How to File Taxes for the First Time: Navigating the Tax Season
For those looking to understand how to file taxes for the first time, the prospect can be nerve-wracking. There are a lot of numbers to consider and many tax forms to fill out correctly. Remember, if you made $12,000 or more in 2018 (or double that when filing jointly), then you need to file a 2018 tax return by April 17, 2019.
Learning all of the details behind filing taxes can feel overwhelming, but the good news is that there are many resources you can use to help. Here's what you need to know if you're filing taxes for the first time.
Preparing for Filing Ahead of Time
It doesn't matter if the filing deadline is months away — it's important to start early:
- Collect Important Tax Documents: Employers must send W-2s, 1099 forms, and other important tax documents at the beginning of each year. However, most people are on the lookout for their W-2 forms which are due by January 31st. Watch for these docs in the mail even if they look like copies of each other. They provide necessary information for filling out your tax forms. You can get forms for many types of income in the mail or email.
- Know Your Tax Bracket: This helps you to understand what tax rate to expect. Your tax rate increases based on the amount of income you make.
- Calculate and Report Tips: Do you work at a restaurant or other business where you receive tips from customers? If you personally make more than $20 per month in tips, report these as well.

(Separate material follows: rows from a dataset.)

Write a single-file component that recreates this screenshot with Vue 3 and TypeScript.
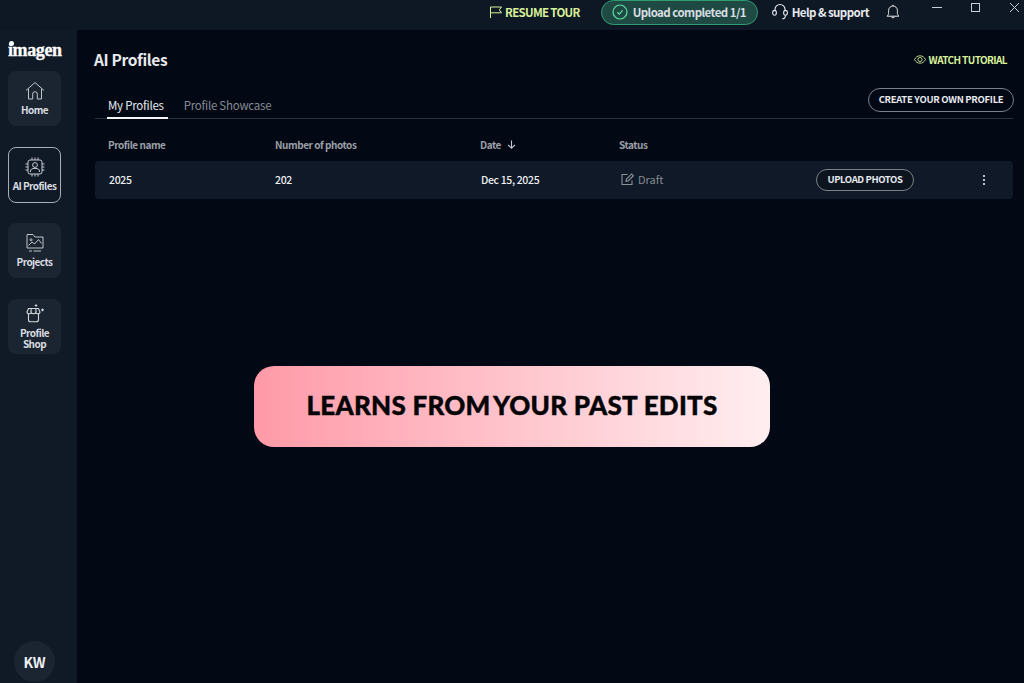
<script setup lang="ts">
const navItems = [
  { id: 'home', label: ['Home'], active: false },
  { id: 'profiles', label: ['AI Profiles'], active: true },
  { id: 'projects', label: ['Projects'], active: false },
  { id: 'shop', label: ['Profile', 'Shop'], active: false },
];
</script>

<template>
  <div class="app">
    <header class="topbar">
      <button class="tour">
        <svg width="14" height="14" viewBox="0 0 14 14" fill="none" stroke="#d8f09a" stroke-width="1">
          <path d="M1.500 13V2h11l-2.200 2.800 2.200 3h-11" />
        </svg>
        RESUME TOUR
      </button>
      <div class="upload">
        <svg width="16" height="16" viewBox="0 0 16 16" fill="none" stroke="#5fe0a6" stroke-width="1.200">
          <circle cx="8" cy="8" r="7" />
          <path d="M5.400 8.300l1.900 1.800 3.300-3.800" />
        </svg>
        Upload completed 1/1
      </div>
      <div class="help">
        <svg width="18" height="18" viewBox="0 0 18 18" fill="none" stroke="#e6e9ee" stroke-width="1.100">
          <path d="M4 7.500V6.500a5 5 0 0 1 10 0v1" />
          <ellipse cx="3.500" cy="9.800" rx="1.900" ry="2.400" />
          <ellipse cx="14.500" cy="9.800" rx="1.900" ry="2.400" />
          <path d="M14.500 12.200c0 2.200-1.200 3.600-3.200 3.600" />
        </svg>
        Help &amp; support
      </div>
      <svg class="bell" width="16" height="16" viewBox="0 0 16 16" fill="none" stroke="#e6e9ee" stroke-width="1">
        <path d="M2 12.200c1.200-1 1.600-2 1.600-3.600V6.400a4.400 4.400 0 0 1 8.800 0v2.200c0 1.600.4 2.600 1.600 3.600z" />
        <path d="M6.300 12.600a1.800 1.800 0 0 0 3.400 0M8 2V.8" />
      </svg>
      <div class="win">
        <svg width="38" height="14" viewBox="0 0 38 14" stroke="#c9ced6" fill="none"><path d="M14 7.500h10" /></svg>
        <svg width="38" height="14" viewBox="0 0 38 14" stroke="#c9ced6" fill="none"><rect x="15.500" y="3.500" width="8" height="8" /></svg>
        <svg width="38" height="14" viewBox="0 0 38 14" stroke="#c9ced6" fill="none"><path d="M16 3l9 9M25 3l-9 9" /></svg>
      </div>
    </header>

    <div class="body">
      <aside class="sidebar">
        <div class="logo">imagen</div>
        <nav class="nav">
          <a v-for="item in navItems" :key="item.id" class="nav-item" :class="{ active: item.active }">
            <svg v-if="item.id === 'home'" width="20" height="20" viewBox="0 0 20 20" fill="none" stroke="#c0c5cc" stroke-width="1">
              <path d="M1 9.500L10 1.500l9 8M3.500 8v10h4.200v-5a2.300 2.300 0 0 1 4.600 0v5h4.200V8" />
            </svg>
            <svg v-else-if="item.id === 'profiles'" width="20" height="20" viewBox="0 0 20 20" fill="none" stroke="#c4c9d1" stroke-width="1">
              <rect x="3" y="3" width="14" height="14" rx="2" />
              <circle cx="10" cy="8" r="2.400" />
              <path d="M5.500 15v-1c0-1.600 1.400-2.600 4.500-2.600s4.500 1 4.500 2.600v1" />
              <path d="M7 3V.5M10 3V.5M13 3V.5M7 19.500V17M10 19.500V17M13 19.500V17M.5 7H3M.5 10H3M.5 13H3M17 7h2.500M17 10h2.500M17 13h2.500" />
            </svg>
            <svg v-else-if="item.id === 'projects'" width="18" height="20" viewBox="0 0 18 20" fill="none" stroke="#c0c5cc" stroke-width="1">
              <path d="M1 15V1.500h6l2 2.500h8v11z" />
              <path d="M2.500 12.500l3.500-3.500 2.500 2 4-4.500 3 4" />
              <circle cx="5" cy="6.800" r="1" />
              <path d="M3 18h3M7.500 18H15" />
            </svg>
            <svg v-else width="20" height="20" viewBox="0 0 20 20" fill="none" stroke="#d3d7dd" stroke-width="1.100">
              <path d="M2 8l1.500-3.500h10L15 8c0 1.200-1 1.800-2.200 1.800-1 0-1.700-.6-2-1.300-.3.700-1 1.300-2.300 1.300s-2-.6-2.300-1.300c-.3.700-1 1.300-2 1.300C3 9.800 2 9.200 2 8z" />
              <path d="M3.500 9.800v6c0 1.200.8 2 2 2h6c1.200 0 2-.8 2-2v-6M6.300 4.500L5.800 8M10.700 4.500l.5 3.500" />
              <path d="M11 .2v2.600M9.700 1.500h2.600M17.500 4.500v2.800M16.100 5.900h2.800" />
            </svg>
            <span class="nav-label">
              <span v-for="line in item.label" :key="line">{{ line }}</span>
            </span>
          </a>
        </nav>
        <div class="avatar">KW</div>
      </aside>

      <main class="main">
        <div class="title-row">
          <h1>AI Profiles</h1>
          <a class="watch">
            <svg width="12" height="9" viewBox="0 0 14 10" fill="none" stroke="#d8f09a" stroke-width="1">
              <path d="M.6 5C2.200 2 4.300.7 7 .7S11.800 2 13.400 5C11.800 8 9.700 9.300 7 9.300S2.200 8 .6 5z" />
              <circle cx="7" cy="5" r="2.400" />
            </svg>
            WATCH TUTORIAL
          </a>
        </div>

        <div class="tabs">
          <span class="tab current">My Profiles</span>
          <span class="tab">Profile Showcase</span>
          <button class="pill create">CREATE YOUR OWN PROFILE</button>
        </div>

        <div class="grid head">
          <span>Profile name</span>
          <span>Number of photos</span>
          <span class="date-head">
            Date
            <svg width="9" height="9" viewBox="0 0 9 9" fill="none" stroke="#c4c8cf" stroke-width="1.100"><path d="M4.500.5v7.500M1 4.800l3.500 3.400L8 4.800" /></svg>
          </span>
          <span>Status</span>
        </div>

        <div class="grid row">
          <span class="cell">2025</span>
          <span class="cell flush">202</span>
          <span class="cell">Dec 15, 2025</span>
          <span class="status">
            <svg width="13" height="13" viewBox="0 0 13 13" fill="none" stroke="#8b9099" stroke-width="1.100">
              <path d="M11 7.500v4H1V1.500h5.500" />
              <path d="M5 8.300l.4-2.300L10.600.9l1.800 1.800-5.200 5.200z" />
            </svg>
            Draft
          </span>
          <button class="pill upload-btn">UPLOAD PHOTOS</button>
          <svg class="more" width="4" height="12" viewBox="0 0 4 12" fill="#e6e9ee">
            <circle cx="2" cy="2" r="1.100" /><circle cx="2" cy="6" r="1.100" /><circle cx="2" cy="10" r="1.100" />
          </svg>
        </div>
      </main>
    </div>

    <div class="banner">LEARNS FROM <span class="tight">YOUR</span> PAST EDITS</div>
  </div>
</template>

<style>
html, body {
  margin: 0;
  background: #020814;
}
</style>

<style scoped>
.app {
  position: relative;
  width: 1024px;
  height: 683px;
  overflow: hidden;
  display: flex;
  flex-direction: column;
  background: #020814;
  color: #eef0f3;
  font-family: "Noto Sans CJK JP", "Noto Sans", sans-serif;
}

button {
  font-family: inherit;
  cursor: pointer;
}

.topbar {
  box-sizing: border-box;
  height: 30px;
  flex: none;
  display: flex;
  align-items: center;
  justify-content: flex-end;
  padding-bottom: 7px;
  background: #0e1724;
  white-space: nowrap;
}

.tour {
  display: flex;
  align-items: center;
  gap: 2px;
  padding: 0;
  border: none;
  background: none;
  color: #d8f09a;
  font-size: 11.500px;
  font-weight: 700;
  letter-spacing: -0.7px;
  margin-right: 21px;
}

.upload {
  display: flex;
  align-items: center;
  align-self: flex-start;
  gap: 5px;
  box-sizing: border-box;
  width: 157px;
  height: 25px;
  padding: 0 0 1px 10px;
  border: 1px solid #2f9c74;
  border-radius: 13px;
  background: #1f4a44;
  color: #d8dde2;
  font-size: 11.500px;
  font-weight: 700;
  letter-spacing: -0.55px;
  margin-right: 13px;
}

.help {
  display: flex;
  align-items: center;
  gap: 3px;
  font-size: 11.500px;
  font-weight: 700;
  letter-spacing: -0.55px;
  color: #e6e9ee;
  margin-right: 16px;
}

.bell {
  margin-right: 17px;
}

.win {
  display: flex;
  align-self: flex-start;
  margin-right: -8px;
}

.body {
  flex: 1;
  display: flex;
  min-height: 0;
}

.sidebar {
  box-sizing: border-box;
  width: 77px;
  flex: none;
  display: flex;
  flex-direction: column;
  align-items: center;
  background: #101926;
  padding: 0 16px 1px 8px;
}

.logo {
  position: relative;
  height: 41px;
  width: 53px;
  font-family: "Liberation Serif", serif;
  font-weight: 700;
  font-size: 18px;
  line-height: 40px;
  letter-spacing: -0.4px;
  -webkit-text-stroke: 0.3px #fff;
  color: #fff;
  white-space: nowrap;
}

.logo::before {
  content: "";
  position: absolute;
  left: 1px;
  top: 11px;
  width: 5px;
  height: 5px;
  border-radius: 50%;
  background: #fff;
}

.nav {
  display: flex;
  flex-direction: column;
  gap: 21px;
}

.nav-item {
  box-sizing: border-box;
  width: 53px;
  height: 55px;
  display: flex;
  flex-direction: column;
  align-items: center;
  justify-content: center;
  gap: 3px;
  border-radius: 8px;
  background: #1b2431;
  color: #d8dbe0;
  font-size: 10px;
  font-weight: 700;
  letter-spacing: -0.55px;
}

.nav-item.active {
  height: 56px;
  margin-bottom: -1px;
  padding-bottom: 1px;
  border: 1px solid #a9aeb6;
  background: #101926;
}

.nav-label {
  display: flex;
  flex-direction: column;
  align-items: center;
  line-height: 11.500px;
  white-space: nowrap;
}

.avatar {
  flex: none;
  margin-top: auto;
  width: 41px;
  height: 41px;
  border-radius: 50%;
  background: #1b2431;
  display: flex;
  align-items: center;
  justify-content: center;
  font-size: 14px;
  font-weight: 700;
}

.main {
  flex: 1;
  min-width: 0;
  padding: 0 11px 0 17px;
}

.title-row {
  display: flex;
  align-items: center;
  justify-content: space-between;
  height: 58px;
}

h1 {
  margin: 0;
  font-size: 15.500px;
  font-weight: 700;
  letter-spacing: -0.35px;
  color: #e8eaee;
}

.watch {
  display: flex;
  align-items: center;
  gap: 3px;
  margin-right: 6px;
  color: #d8f09a;
  font-size: 10px;
  font-weight: 700;
  letter-spacing: -0.6px;
}

.tabs {
  position: relative;
  display: flex;
  align-items: flex-start;
  height: 30px;
  margin-left: 1px;
  padding-left: 12px;
  border-bottom: 1px solid #2a303a;
  gap: 16px;
}

.tab {
  height: 31px;
  line-height: 34px;
  font-size: 11.500px;
  color: #868b93;
  letter-spacing: -0.25px;
}

.tab.current {
  padding: 0 4px 0 1px;
  color: #e6e9ee;
  box-shadow: inset 0 -2px 0 #f4f5f7;
}

.pill {
  background: #0c1420;
  border: 1px solid #7c8189;
  color: #e6e9ee;
  font-weight: 700;
  font-size: 9.500px;
  padding: 0 0 2px;
  border-radius: 12px;
  white-space: nowrap;
}

.create {
  position: absolute;
  right: -1px;
  top: 0;
  width: 146px;
  height: 24px;
  background: transparent;
  letter-spacing: -0.3px;
}

.grid {
  display: grid;
  grid-template-columns: 167px 205px 139px 197px 98px 1fr;
  align-items: center;
  margin-left: 1px;
  padding-left: 13px;
}

.head {
  box-sizing: border-box;
  height: 42px;
  padding-top: 8px;
  font-size: 10px;
  font-weight: 700;
  letter-spacing: -0.45px;
  color: #9a9fa7;
}

.date-head {
  display: flex;
  align-items: center;
  gap: 6px;
}

.row {
  height: 38px;
  border-radius: 4px;
  background: #0f1927;
  font-size: 10.500px;
  font-weight: 500;
  letter-spacing: -0.35px;
  color: #eef0f3;
}

.cell {
  padding: 0 0 2px 1px;
}

.cell.flush {
  padding-left: 0;
}

.status {
  display: flex;
  align-items: center;
  gap: 4px;
  padding: 0 0 2px 2px;
  font-size: 11px;
  font-weight: 400;
  letter-spacing: 0;
  color: #868b93;
}

.upload-btn {
  height: 22px;
  width: 98px;
  letter-spacing: -0.4px;
}

.more {
  justify-self: start;
  margin-left: 68px;
}

.banner {
  position: absolute;
  left: 254px;
  top: 366px;
  width: 516px;
  height: 81px;
  border-radius: 20px;
  background: linear-gradient(90deg, #ff9aa8 0%, #ffeef0 100%);
  text-align: center;
  line-height: 78px;
  color: #050508;
  font-family: Lato, sans-serif;
  font-size: 26px;
  font-weight: 900;
  letter-spacing: 0.25px;
  -webkit-text-stroke: 0.4px #050508;
  white-space: nowrap;
}

.tight {
  margin-left: -4px;
}
</style>
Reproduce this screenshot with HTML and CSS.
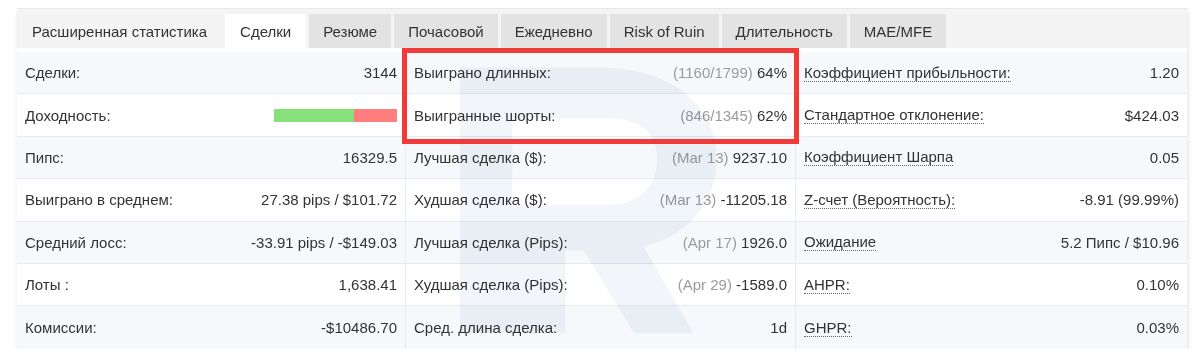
FILE: index.html
```html
<!DOCTYPE html>
<html lang="ru">
<head>
    <meta charset="UTF-8">
    <title>Статистика</title>
    <link rel="stylesheet" href="styles.css">
</head>
<body>
	<div class="panel">
		<ul class="tabs">
			<li class="plain">Расширенная статистика</li>
			<li class="on">Сделки</li>
			<li>Резюме</li>
			<li>Почасовой</li>
			<li>Ежедневно</li>
			<li>Risk of Ruin</li>
			<li>Длительность</li>
			<li>MAE/MFE</li>
		</ul>
		<div class="stats">
			<svg class="mark" viewBox="0 0 300 300" aria-hidden="true">
				<path d="M0 0 H150 C230 0 280 40 280 100 C280 150 245 185 200 195 L255 290 H190 L135 200 H115 V290 H57 V150 H160 C195 150 215 130 215 100 C215 70 195 55 160 55 H57 V290 H0 Z"/>
			</svg>
			<div class="col">
				<div class="row"><span>Сделки:</span><span>3144</span></div>
				<div class="row"><span>Доходность:</span><span class="bar"><i class="win" style="width:65%"></i><i class="loss"></i></span></div>
				<div class="row"><span>Пипс:</span><span>16329.5</span></div>
				<div class="row"><span>Выиграно в среднем:</span><span>27.38 pips / $101.72</span></div>
				<div class="row"><span>Средний лосс:</span><span>-33.91 pips / -$149.03</span></div>
				<div class="row"><span>Лоты :</span><span>1,638.41</span></div>
				<div class="row"><span>Комиссии:</span><span>-$10486.70</span></div>
			</div>
			<div class="col">
				<div class="row"><span>Выиграно длинных:</span><span><em>(1160/1799)</em> 64%</span></div>
				<div class="row"><span>Выигранные шорты:</span><span><em>(846/1345)</em> 62%</span></div>
				<div class="row"><span>Лучшая сделка ($):</span><span><em>(Mar 13)</em> 9237.10</span></div>
				<div class="row"><span>Худшая сделка ($):</span><span><em>(Mar 13)</em> -11205.18</span></div>
				<div class="row"><span>Лучшая сделка (Pips):</span><span><em>(Apr 17)</em> 1926.0</span></div>
				<div class="row"><span>Худшая сделка (Pips):</span><span><em>(Apr 29)</em> -1589.0</span></div>
				<div class="row"><span>Сред. длина сделка:</span><span>1d</span></div>
			</div>
			<div class="col">
				<div class="row"><span class="tip">Коэффициент прибыльности:</span><span>1.20</span></div>
				<div class="row"><span class="tip">Стандартное отклонение:</span><span>$424.03</span></div>
				<div class="row"><span class="tip">Коэффициент Шарпа</span><span>0.05</span></div>
				<div class="row"><span class="tip">Z-счет (Вероятность):</span><span>-8.91 (99.99%)</span></div>
				<div class="row"><span class="tip">Ожидание</span><span>5.2 Пипс / $10.96</span></div>
				<div class="row"><span class="tip">AHPR:</span><span>0.10%</span></div>
				<div class="row"><span class="tip">GHPR:</span><span>0.03%</span></div>
			</div>
			<div class="frame"></div>
		</div>
	</div>
</body>
</html>
```
FILE: styles.css
```css
*{
	padding: 0px;
	margin: 0px;
	list-style: none;
	box-sizing: border-box;
}
body{
	background-color: #ffffff;
	font-family: "Liberation Sans", Arial, sans-serif;
	font-size: 15px;
	color: #333333;
}
.panel{
	width: 1170px;
	margin: 8px 0 0 17px;
	border-top: 1px solid #e8e8e8;
	box-shadow: 1px 3px 5px rgba(0,0,0,0.12);
}
.tabs{
	display: flex;
	gap: 3px;
	height: 39px;
	padding-top: 5px;
	background-color: #f4f4f4;
}
.tabs li{
	display: flex;
	align-items: center;
	padding: 0 14px;
	background-color: #e3e3e3;
}
.tabs .plain{
	padding: 0 15px;
	background-color: transparent;
}
.tabs .on{
	padding: 0 15px;
	background-color: #ffffff;
}
.stats{
	position: relative;
	display: grid;
	grid-template-columns: 388px 390px 1fr;
	padding-top: 4px;
}
.col{
	display: flex;
	flex-direction: column;
}
.col + .col{
	border-left: 1px solid #e6ebf1;
}
.row{
	display: flex;
	justify-content: space-between;
	align-items: center;
	height: 42.4px;
	padding: 0 8px;
	border-bottom: 1px solid #e6ebf1;
}
.row:nth-child(odd){
	background-color: #f6f8fb;
}
.row:last-child{
	border-bottom: none;
}
.row em{
	font-style: normal;
	color: #9b9b9b;
}
.tip{
	border-bottom: 1px dotted #666666;
	line-height: 17px;
}
.bar{
	display: flex;
	width: 123px;
	height: 13px;
}
.bar i{
	display: block;
	height: 100%;
}
.bar .win{
	background-color: #88e07c;
}
.bar .loss{
	flex: 1;
	background-color: #ff7f7f;
}
.mark{
	/*водяной знак поверх таблицы*/
	position: absolute;
	left: 443px;
	top: 12px;
	width: 275px;
	height: 290px;
	fill: #f2f5f9;
	mix-blend-mode: multiply;
	z-index: 1;
	pointer-events: none;
}
.frame{
	/*выделение двух строк*/
	position: absolute;
	left: 385px;
	top: 0px;
	width: 397px;
	height: 96px;
	border: 5px solid #f03b3b;
	z-index: 2;
}
```
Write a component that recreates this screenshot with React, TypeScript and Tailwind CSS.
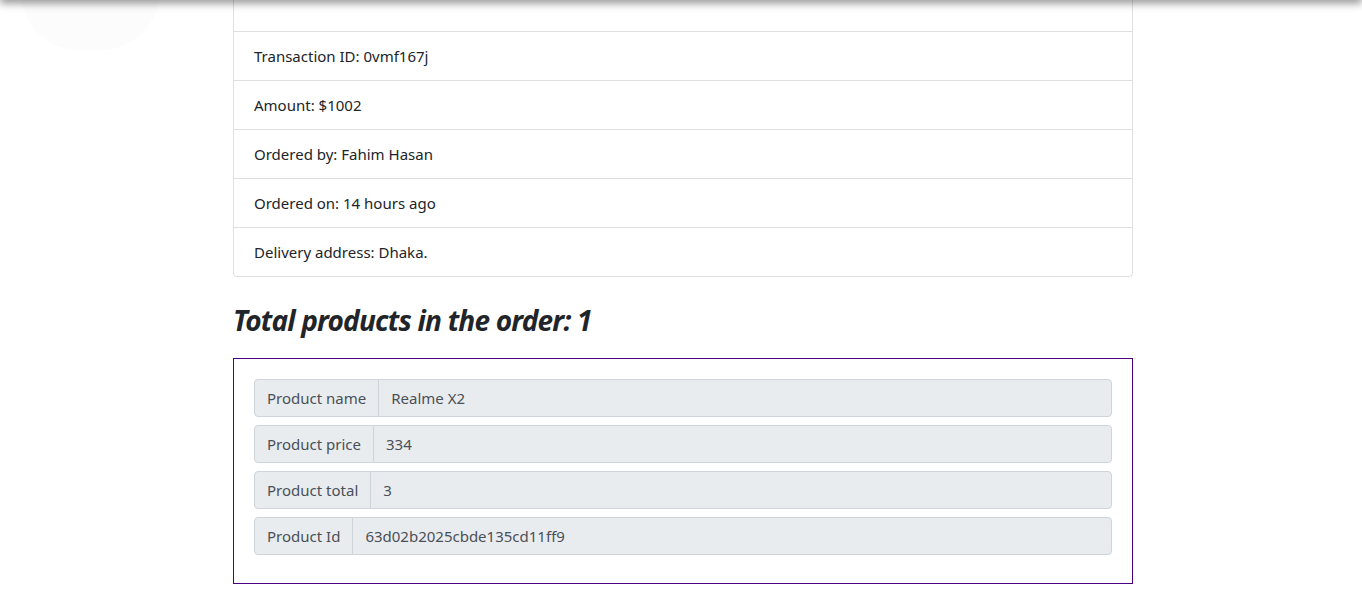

- Understand Your Dependent Status: For your first few tax filings, you may still be a dependent under your parents. Some facets of tax requirements change based on whether or not you're a dependent.
- Refer to Tax Software: Tax software like Tax Act make filing taxes much easier, especially when you are still learning your way around. Whatever software you choose, make sure you include federal and state filing options.
Know Your Basic Tax Status
Tax status matters depending on whether you're married or single. Are you filing jointly, or separately? Knowing the details of your current life status can help you maximize your refund. Keep in mind that student loan interest is usually deductible, so keep those loan forms.
Finally, if you bought a car, house, or other major purchase, be sure to keep track of all of these expenses. Consult your bank account records to boost your memory.
Understand How Form Names Work
For new filers, one of the most confusing parts of filing taxes is all of the form names (currently being simplified via new laws). It's important to know the difference between labels because you may need to find or use a specific form to fix a problem or find an answer.
- 1040 is a class of forms that include individual tax returns. This class includes a number of specific forms. 1040-ES is for estimated taxes while 1040X is for amended tax returns.
- W-2 forms are wage report forms used by employers and include unique versions for different areas such as W-2GU for Guam.
- 1099-Misc is a form used to report payments for prizes, freelance employees, royalties, and similar payments.
It's smart to start early — spend plenty of time filling out taxes for the first time and learning as you go. However, if you're self-employed, have recently sold stocks, or are just worried about making mistakes, then going to a professional is a great idea.